Interviewed by, Martin Gurri says,
it’s inconceivable that those things could have occurred at the CIA where I worked. It would have been way beyond the conceptual horizon of everyone, including the Director.
I come from Cuba. When did it happen that protecting democracy entails Chinese methods of handling information? What happens in China is what happens here. Somewhere a party hack comes to you and says, “That’s not the word to use,” or “The party doesn’t want that opinion.” And Twitter became an instrument of control for the state and the party in power.
…That FBI statement was unbelievable. They said, “We do this all the time to protect customers and companies.” When did that tradition begin? When did law enforcement engage with the private sector in that way? I didn’t know about this. Nobody knew about this. What’s this “protection” thing? If the public’s being protected then why is the information not being made public?
Most of the interview is behind a paywall.
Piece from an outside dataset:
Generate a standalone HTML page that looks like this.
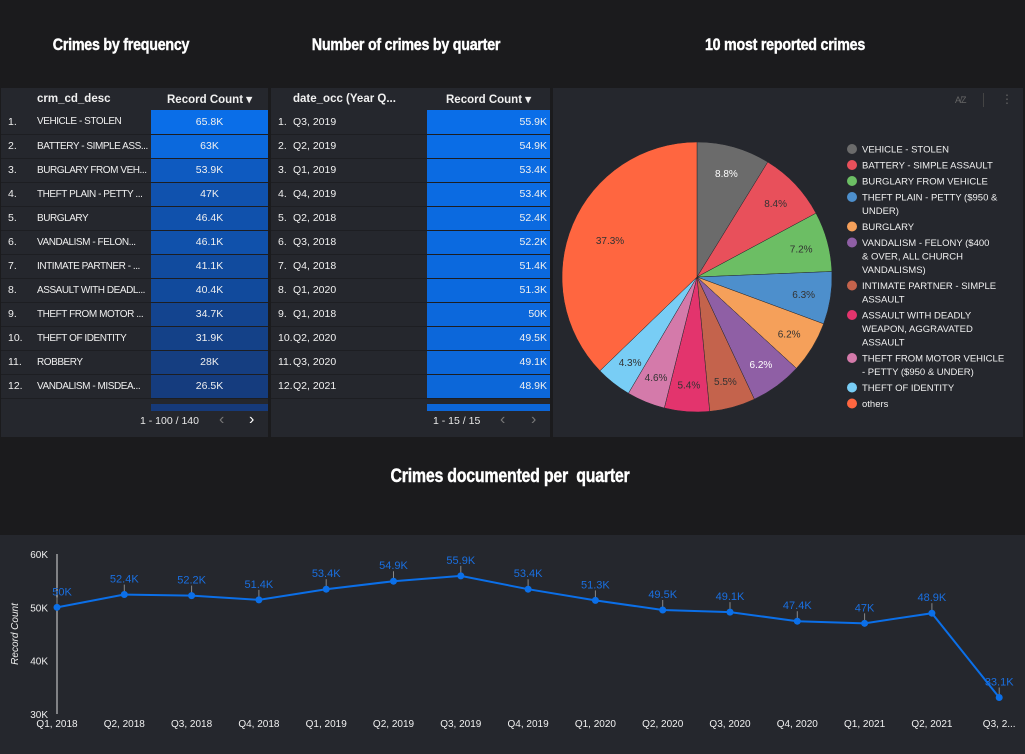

It’s tempting to fork over the 12 bucks just for this one episode.
Kevin Corcoran begins a series of posts on the late Jeffrey Friedman’s Power Without Knowledge.
His goal is not to raise an external critique of technocracy, as a libertarian might by arguing the project is illegitimate due to normative beliefs about the proper scope of government. Instead, he raises an internal critique – is technocracy workable according to its own purpose, as defined above? If a technocracy can’t reliably achieve the intended aims, or if those aims can be achieved by lower cost means, then technocracy would be internally illegitimate by its own standards.
In his second post, Corcoran writes,
Recall the four types of knowledge necessary for a successful technocracy – knowledge about the existence and severity of social problems, knowledge of the underlying causes of those problems, knowledge about how to alleviate those causes effectively, and knowledge that the costs (including all unintended and unanticipated costs) of such alleviation will not exceed the benefits. Friedman defines social problems as “epistemically complex” when they “lack self-evident solutions.” For problems that are both epistemically complex and society-wide, possessing all four types of knowledge accurately and simultaneously seems at best staggering, and at worst insurmountable. To the naïve realist, however, “common sense” is all that’s needed to establish all four types of knowledge.
Naive realism is the outlook that what you believe is true, i.e. “real.” Naive realists
are blind to the possibility that some or all the necessary knowledge may be counterintuitive. Naive realism is particularly ill-equipped to deal with counterintuitive policy outcomes, or the possibility that policies might backfire in unexpected ways
I look forward to his subsequent posts.
The regulatory state has a massive and problematic interaction with the private sector through what is termed 'guidance.' Just like the fiction in the military about certain black marks not being 'punishments' (and thus not invoking due process) even though they get reported in performance evaluations and promotion boards, the regulatory agencies rely on all sorts of communications to instruct and direct, but skirt the law. As for 'violations' of the 'terms of service' - law enforcement should not be involved in what should be at most a contract violation, theoretically addressed in civil court.
Hello Mr. Kling! I love this blog; I've been following you since like 2008 in various places. I think you do a fantastic job maintaining your ability to consider everyone's perspective with a level head, despite having some strong viewpoints of your own. It's very uncommon and very appreciated. Just wanted to let you know that I'm out here reading and enjoying your content. Thanks again!